Entretanto, quando meios de comunicação reproduziram inquietações ventiladas no Chile, Paraguai e Peru sobre um acordo, o ministro venezuelano da Defesa, general Raúl Baduel, explicou que esse convênio se baseia em um contexto de “cooperação técnica para melhorar as capacidades de cada país” e contribuir para o desenvolvimento de zonas deprimidas. De concreto, disse Baduel, engenheiros militares venezuelanos ajudarão a melhorar a infra-estrutura de Puerto Guijarro e a construir um forte em Riberalta “para assentar exclusivamente tropas bolivianas”, ressaltou, rechaçando a hipótese de unidades ou bases das forças armadas venezuelanas se estabelecerem no país do altiplano da cordilheira dos Andes.
Em La Paz, o ministro da Presidência, Juan Ramón Quintana, disse à IPS que somente esses dois pontos receberão ajuda técnica venezuelana, por isso “é uma idéia absurda, ilógica e que beira o ridículo afirmar que a Bolívia esta em uma corrida armamentista”. Quintana recordou que a Bolívia gasta apenas US$ 14 por pessoa na área da defesa e seu orçamento para o setor, de US$ 114 milhões anuais, não se compara nem de longe com os dos vizinhos Chile, que gasta US$ 2,2 bilhões ao ano, ou o Peru, com US$ 1 bilhão, e menos ainda do que o Brasil, que destina à segurança entre US$ 7 bilhões e US$ 8 bilhões.
A Bolívia vai destinar em cinco anos US$ 12,5 milhões para a construção de fortes em regiões de fronteira, incluindo um na região de Silala, na fronteira com o Chile. Santiago subestimou a importância do acordo Caracas-La Paz, pois “esse apoio é dirigido à proteção do território muito difícil que tem a Bolívia, com problemas de contrabando e migração em sua fronteira”, admitiu a ministra da Defesa do Chile, Vivianne Blanlot. O chefe do exército chileno, general Oscar Izurieta também concordou que o convênio “não é uma preocupação importante para seu país. Temos todos os antecedentes, estamos informados e mantemos um relacionamento permanente com o exercito boliviano”, afirmou o militar.
Por sua vez, o Peru, cujo presidente, Alan García, manteve embates retóricos com Chávez, expressou preocupações pela construção de uma nova base diante de sua fronteira. “Se for mudado o status quo será um gesto de desconfiança, para chamá-lo de alguma maneira”, disse à IPS o chanceler peruano, José Antonio García Belaúnde. Entretanto, como o acordo entre Caracas e La Paz está parado no Senado após ter sido aprovado na Câmara de Deputados, “ainda é uma possibilidade, não uma decisão tomada”, acrescentou. Belaúnde e seu companheiro de gabinete, o ministro da Defesa, Allan Wagner, esperam pela visita a Lima, este mês, o ministro da Defesa da Bolívia, Walter Santa Cruz, para tratar extensamente da questão.

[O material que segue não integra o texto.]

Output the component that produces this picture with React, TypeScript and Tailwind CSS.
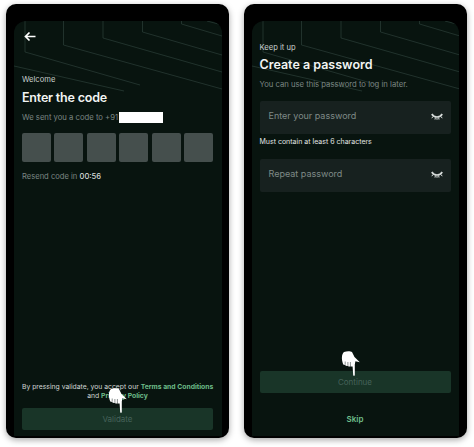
const font = { fontFamily: '"Inter", "Liberation Sans", sans-serif' };

function Lines() {
  const segs = [
    "M11 0V31L126 64",
    "M0 45L110 70",
    "M49.5 0V24L208 68",
    "M89 0V17L208 51",
    "M128.5 0V11L208 34",
    "M167.5 0V3L208 15",
    "M193 0L208 4",
  ];
  return (
    <svg className="absolute left-0 top-0 w-[208px] h-[110px]" viewBox="0 0 208 110" fill="none">
      {segs.map((d, i) => (
        <path key={i} d={d} stroke="#2c3f39" strokeWidth="0.7" />
      ))}
    </svg>
  );
}

function Hand() {
  return (
    <svg viewBox="0 0 19 25" className="w-[19px] h-[25px]">
      <path
        d="M3 1C5.5 0 9.5 0 11 1L13.5 6L18.8 11.2L14.4 10.2L13.8 13.5L13.8 24.2C13.5 25 12.4 25 12.2 24.2L11.6 15.5L9.9 15.6L9.4 14.4V15.4L7.4 15.4L6.9 13.8V15L4.6 14.8L4.2 13.2V14L2.2 13.4C1.2 10.5 0.6 8 1 5C1.4 3.2 2 2 3 1Z"
        fill="#ffffff"
      />
      <path d="M4.2 10.5V13.5M6.9 11V14.5M9.4 11V15" stroke="#3a4744" strokeWidth="0.6" fill="none" />
    </svg>
  );
}

function EyeClosed() {
  return (
    <svg viewBox="0 0 12 8" className="w-[12px] h-[8px]" fill="none" stroke="#d5dad8">
      <path d="M0.8 1C3 5 9 5 11.2 1" strokeWidth="1.6" />
      <path d="M2 3.5L0.8 5.2M4.4 4.6L4 6.6M7.6 4.6L8 6.6M10 3.5L11.2 5.2M6 4.8V6.8" strokeWidth="1" />
    </svg>
  );
}

function Phone({ children }: { children: React.ReactNode }) {
  return (
    <div className="w-[223px] h-[434px] bg-black rounded-[10px] pt-[17px] px-[8px] shadow-[0_2px_6px_rgba(0,0,0,0.35)] shrink-0">
      <div className="relative h-[415px] w-[207.5px] rounded-t-[12px] overflow-hidden bg-[#08140f] flex flex-col pl-[8px] pr-[8.5px]">
        <Lines />
        {children}
      </div>
    </div>
  );
}

function Field({ label }: { label: string }) {
  return (
    <div className="h-[33px] rounded-[2px] bg-[#17211f] flex items-center justify-between pl-[9px] pr-[8px]">
      <span className="text-[9px] text-[#7f8a87] relative top-[-1px]">{label}</span>
      <EyeClosed />
    </div>
  );
}

export default function App() {
  return (
    <div className="w-[474px] h-[447px] bg-white pl-[6px] pt-[4px] flex gap-[14.5px] overflow-hidden antialiased" style={font}>
      <Phone>
        <div className="relative flex flex-col flex-1">
          <svg viewBox="0 0 12 10" className="w-[12px] h-[11px] ml-[1.5px] mt-[10px]" fill="none" stroke="#ffffff" strokeWidth="1.7">
            <path d="M11.5 5H1.5M5.5 1L1.5 5L5.5 9" />
          </svg>
          <p className="mt-[33px] text-[7.6px] leading-[10px] text-[#c9cfcd]">Welcome</p>
          <h1 className="mt-[5px] text-[12.5px] tracking-[-0.2px] leading-[16px] font-semibold text-[#f2f4f3]">Enter the code</h1>
          <div className="mt-[6px] flex items-center h-[11px]">
            <span className="text-[7.7px] whitespace-nowrap text-[#7b8683] w-[96.5px]">We sent you a code to +91</span>
            <div className="w-[44px] h-[10.5px] bg-white" />
          </div>
          <div className="mt-[10px] grid grid-cols-6 gap-[3.4px]">
            {[0, 1, 2, 3, 4, 5].map((i) => (
              <div key={i} className="h-[29px] rounded-[2px] bg-[#454f4d]" />
            ))}
          </div>
          <p className="mt-[10px] text-[7.6px] leading-[10px] text-[#7b8683]">
            Resend code in <span className="text-[#d5dad8] font-medium">00:56</span>
          </p>
          <div className="mt-auto text-center text-[6.8px] leading-[9px] text-[#d5dad8] whitespace-nowrap opacity-[0.99]">
            <p>
              By pressing validate, you accept our <span className="font-bold text-[#6fbf8b]">Terms and Conditions</span>
            </p>
            <p>
              and <span className="font-bold text-[#6fbf8b]">Privacy Policy</span>
            </p>
          </div>
          <div className="mt-[8px] mb-[6.5px] h-[22px] rounded-[2px] bg-[#193528] flex items-center justify-center text-[8px] text-[#46625a]">
            Validate
          </div>
          <div className="absolute left-[86px] top-[367px]">
            <Hand />
          </div>
        </div>
      </Phone>
      <Phone>
        <div className="relative flex flex-col flex-1">
          <p className="mt-[22px] text-[7.6px] leading-[10px] text-[#c9cfcd]">Keep it up</p>
          <h1 className="mt-[4px] text-[12.5px] leading-[16px] font-semibold text-[#f2f4f3]">Create a password</h1>
          <p className="mt-[6px] text-[7.7px] leading-[11px] text-[#7b8683]">You can use this password to log in later.</p>
          <div className="mt-[10.5px]">
            <Field label="Enter your password" />
          </div>
          <p className="mt-[3px] text-[7px] leading-[9px] text-[#e5e8e7] opacity-[0.99]">Must contain at least 6 characters</p>
          <div className="mt-[13px]">
            <Field label="Repeat password" />
          </div>
          <div className="mt-auto h-[22px] rounded-[2px] bg-[#193528] flex items-center justify-center text-[8px] text-[#46625a]">
            Continue
          </div>
          <p className="mt-[20px] mb-[11px] text-center text-[8px] leading-[12px] font-semibold text-[#6fbf8b]">Skip</p>
          <div className="absolute left-[81px] top-[330px]">
            <Hand />
          </div>
        </div>
      </Phone>
    </div>
  );
}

Na oposição peruana, Juan Mariátegui, membro do Parlamento Andino, acusou o governo de Alan García de exagerar, pois a Bolívia “não vai construir bases, mas módulos com não mais do que 15 efetivos para vigiar a linha de fronteira. Que invasão farão com 15 soldados”, perguntou. “Quando se produz uma intervenção norte-americana na região a chancelaria peruana fica muda, mas, quando se informa sobre a colaboração da Venezuela com o país-irmão Bolívia se fala exageradamente de intervencionismo”, disse Mariátegui. José Robles, da área da defesa no Instituto de Defesa Legal em Lima, disse á IPS que, “de todo modo, preocupa e he lógico que o Peru pergunte por que da noite para o dia a Bolívia decidiu instalar uma de suas bases militares na fronteira”.

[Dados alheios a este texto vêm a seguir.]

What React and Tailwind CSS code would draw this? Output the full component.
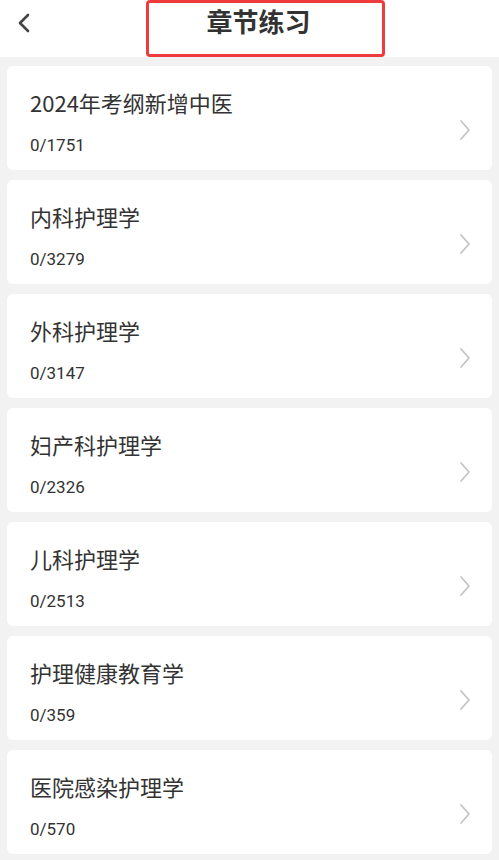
const items = [
  { title: "2024年考纲新增中医", count: "0/1751" },
  { title: "内科护理学", count: "0/3279" },
  { title: "外科护理学", count: "0/3147" },
  { title: "妇产科护理学", count: "0/2326" },
  { title: "儿科护理学", count: "0/2513" },
  { title: "护理健康教育学", count: "0/359" },
  { title: "医院感染护理学", count: "0/570" },
];

export default function App() {
  return (
    <div
      className="w-[499px] h-[860px] overflow-hidden bg-[#f2f2f2]"
      style={{ fontFamily: '"Noto Sans CJK SC", Roboto, "Noto Sans", sans-serif' }}
    >
      <div className="relative h-[57px] bg-white">
        <svg className="absolute left-[16px] top-[13px]" width="16" height="20" viewBox="0 0 16 20" fill="none">
          <path d="M12 2 L4 10 L12 18" stroke="#444" strokeWidth="2.6" strokeLinecap="round" strokeLinejoin="round" />
        </svg>
        <div className="absolute left-[146px] top-[0px] w-[239px] h-[57px] border-[3px] border-[#ee3b3b] rounded-[4px]" />
        <div className="pt-[5px] pl-[18px] text-center text-[26px] font-bold text-[#333] leading-[32px]">
          章节练习
        </div>
      </div>
      <div className="flex flex-col gap-[10px] pt-[9px] px-[7px]">
        {items.map((it) => (
          <div key={it.title} className="relative h-[104px] bg-white rounded-[6px] pl-[23px] pt-[21px]">
            <div className="text-[22px] text-[#333] leading-[30px]">{it.title}</div>
            <div className="text-[17px] text-[#333] leading-[22px] mt-[17px]" style={{ fontFamily: "Roboto, sans-serif" }}>
              {it.count}
            </div>
            <svg width="12" height="22" viewBox="0 0 12 22" fill="none" className="absolute right-[21px] top-[53px]">
              <path d="M2 2 L10 11 L2 20" stroke="#c4c4c4" strokeWidth="1.8" strokeLinecap="round" strokeLinejoin="round" />
            </svg>
          </div>
        ))}
      </div>
    </div>
  );
}
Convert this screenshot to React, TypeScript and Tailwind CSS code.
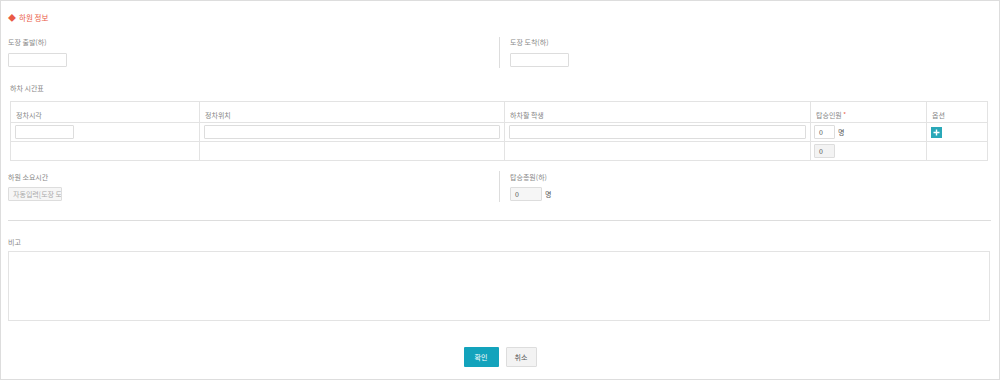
import React from "react";

const FONT = { fontFamily: '"Noto Sans CJK KR", "Noto Sans", sans-serif' };

function Label({ children, className = "" }: { children: React.ReactNode; className?: string }) {
  return <div className={`h-[10px] text-[7px] leading-[10px] text-[#888] ${className}`}>{children}</div>;
}

function Box({ className = "", children }: { className?: string; children?: React.ReactNode }) {
  return (
    <div className={`h-[14px] border border-[#ddd] rounded-[1px] text-[7px] leading-[12px] px-[4px] ${className}`}>
      {children}
    </div>
  );
}

export default function App() {
  return (
    <div style={FONT} className="w-[1000px] h-[380px] bg-white border border-[#ddd] px-[7px] pt-[12px] text-[#555]">
      {/* section title */}
      <div className="flex items-center gap-[3px] h-[10px] text-[7.5px] leading-[10px] text-[#ea5a45]">
        <span className="text-[8px]">◆</span>
        <span>하원 정보</span>
      </div>

      {/* start / arrival */}
      <div className="flex mt-[14px] h-[31px]">
        <div className="w-[491px]">
          <Label>도장 출발(하)</Label>
          <Box className="w-[59px] mt-[6px]" />
        </div>
        <div className="flex-1 border-l border-[#ddd] pl-[10px]">
          <Label>도장 도착(하)</Label>
          <Box className="w-[59px] mt-[6px]" />
        </div>
      </div>

      {/* timetable */}
      <Label className="mt-[15px] ml-[2px]">하차 시간표</Label>
      <div className="ml-[2px] mt-[8px] w-[978px] border border-[#e3e3e3] text-[7px] text-[#888]">
        <div className="flex h-[21px] border-b border-[#e3e3e3]">
          <div className="w-[189px] pl-[5px] pt-[8px] leading-[10px] border-r border-[#e3e3e3]">정차시각</div>
          <div className="w-[305px] pl-[5px] pt-[8px] leading-[10px] border-r border-[#e3e3e3]">정차위치</div>
          <div className="w-[306px] pl-[5px] pt-[8px] leading-[10px] border-r border-[#e3e3e3]">하차할 학생</div>
          <div className="w-[116px] pl-[5px] pt-[8px] leading-[10px] border-r border-[#e3e3e3]">
            탑승인원 <span className="text-[#ea5a45] align-top text-[6px]">*</span>
          </div>
          <div className="flex-1 pl-[5px] pt-[8px] leading-[10px]">옵션</div>
        </div>
        <div className="flex h-[19px] border-b border-[#e3e3e3] items-center">
          <div className="w-[189px] h-full flex items-center pl-[4px] border-r border-[#e3e3e3]">
            <Box className="w-[59px] border-[#ccc]" />
          </div>
          <div className="w-[305px] h-full flex items-center px-[4px] border-r border-[#e3e3e3]">
            <Box className="w-full" />
          </div>
          <div className="w-[306px] h-full flex items-center px-[4px] border-r border-[#e3e3e3]">
            <Box className="w-full" />
          </div>
          <div className="w-[116px] h-full flex items-center gap-[3px] pl-[3px] border-r border-[#e3e3e3]">
            <Box className="w-[21px] text-[#555] px-[3px]">0</Box>
            <span className="text-[#555] text-[7px]">명</span>
          </div>
          <div className="flex-1 h-full flex items-center pl-[4px]">
            <div className="w-[11px] h-[11px] bg-[#2aa8b8] flex items-center justify-center">
              <svg width="7" height="7" viewBox="0 0 7 7">
                <path d="M3.5 0.5v6M0.5 3.5h6" stroke="#fff" strokeWidth="1.4" />
              </svg>
            </div>
          </div>
        </div>
        <div className="flex h-[18px] items-center">
          <div className="w-[189px] h-full border-r border-[#e3e3e3]" />
          <div className="w-[305px] h-full border-r border-[#e3e3e3]" />
          <div className="w-[306px] h-full border-r border-[#e3e3e3]" />
          <div className="w-[116px] h-full flex items-center pl-[3px] border-r border-[#e3e3e3]">
            <Box className="w-[21px] bg-[#f3f3f3] text-[#555] px-[3px]">0</Box>
          </div>
          <div className="flex-1 h-full" />
        </div>
      </div>

      {/* duration / total */}
      <div className="flex mt-[10px] h-[31px]">
        <div className="w-[491px] pt-[1px]">
          <Label>하원 소요시간</Label>
          <Box className="w-[54px] mt-[5px] bg-[#f6f6f6] text-[#aaa] px-[2px] overflow-hidden whitespace-nowrap">
            자동입력[도장 도
          </Box>
        </div>
        <div className="flex-1 border-l border-[#ddd] pl-[10px] pt-[1px]">
          <Label>탑승총원(하)</Label>
          <div className="flex items-center gap-[3px] mt-[5px]">
            <Box className="w-[32px] bg-[#f6f6f6] text-[#555] px-[3px]">0</Box>
            <span className="text-[7px] text-[#555]">명</span>
          </div>
        </div>
      </div>

      <div className="mt-[18px] w-[983px] border-t border-[#ddd]" />

      {/* remarks */}
      <Label className="mt-[16px]">비고</Label>
      <div className="mt-[4px] w-[982px] h-[70px] border border-[#e3e3e3]" />

      {/* actions */}
      <div className="flex justify-center gap-[7px] mt-[26px]">
        <button className="w-[35px] h-[20px] bg-[#13a3bc] text-white text-[7px] rounded-[1px]">확인</button>
        <button className="w-[31px] h-[20px] bg-[#f3f3f3] border border-[#ddd] text-[#555] text-[7px] rounded-[1px]">
          취소
        </button>
      </div>
    </div>
  );
}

No Paraguai (que travou uma guerra com a Bolívia em 1932-1935), o senador Eusebio Ramón Ayala, do opositor Partido Radical Autêntico, disse ter “especial sensibilidade para este assunto, embora, segundo Morales, a substituição não de grande porte. “Mesmo procedendo (o acordo) de Chávez, que está em um afã armamentista que pode romper o equilíbrio de força na região”, alertou.
A Venezuela vai comprar da Rússia 53 helicópteros MI-25, 26 caça-bombardeios Sukhoi 30 e cem mil fuzis de assalto Kalashnikov AK-30 com uma fábrica de munições para eles, a fim de renovar seus equipamentos bélicos muito velhos. Entretanto, Garrido advertiu que também Brasil e México estão comprando Sukhoi russos e a Argentina adquire novas baterias de mísseis.